Hamnet
A Wonderful Best Picture Nominee
Grief is a very personal experience, one that can be difficult to capture on film. If you tell a sad story and show the characters in pain, an audience will react with shared human emotion. What director Chloé Zhao manages to do in the film Hamnet, however, is dive deeper into the lingering effects of death.
Based on the novel by Maggie O’Farrell, Hamnet is a mostly fictional story about playwright William Shakespeare (Paul Mescal), his wife Agnes (Jessie Buckley) and their children. Historically, we know little about Shakespeare’s wife, but here she is the main character.
As the townspeople refer to Agnes as the daughter of a forest witch, she spends her time alone in the forest, making natural medicine from herbs and passing time with her hawk. When William comes to town to give Latin lessons to some of the children, he is smitten with Agnes and her unusual personality.
Later, when the two marry and start a family, Agnes faces the challenge of raising the children alone while William spends most of his time in London, writing and producing his plays. Since the story focuses on Agnes, we do not witness William’s success as a playwright until the latter part of the film.
The movie rests on the audience liking the fictionalized interpretation of Shakespeare’s wife, and actress Jessie Buckley delivers. The emotional range of her facial expressions resonates with viewers, who share in her joy and agony, even when she is not speaking. Buckley has already won the Golden Globe for her performance and is in high contention for the Oscar.
Do not feel this is a highbrow movie because it is about Shakespeare.
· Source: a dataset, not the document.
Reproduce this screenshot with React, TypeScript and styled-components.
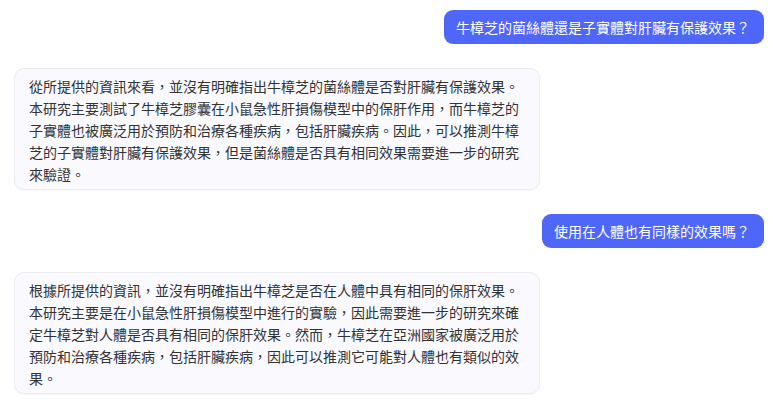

Everyone can connect with the universal story of love, loss, and the pain of moving on after a tragedy. The film just happens to be about William Shakespeare, but here he is portrayed like any other husband and father. The film also captures how an artist’s life experiences influence their work. What an artist creates may not resemble a true event in their life, but the emotional core must always be authentic for it to connect with an audience.
Plan to have multiple tissues on hand when watching this movie, but know that it is not a downer. While you will walk away with the confirmation regarding the fragility of life, you will also have a reaffirming elation of the power of love.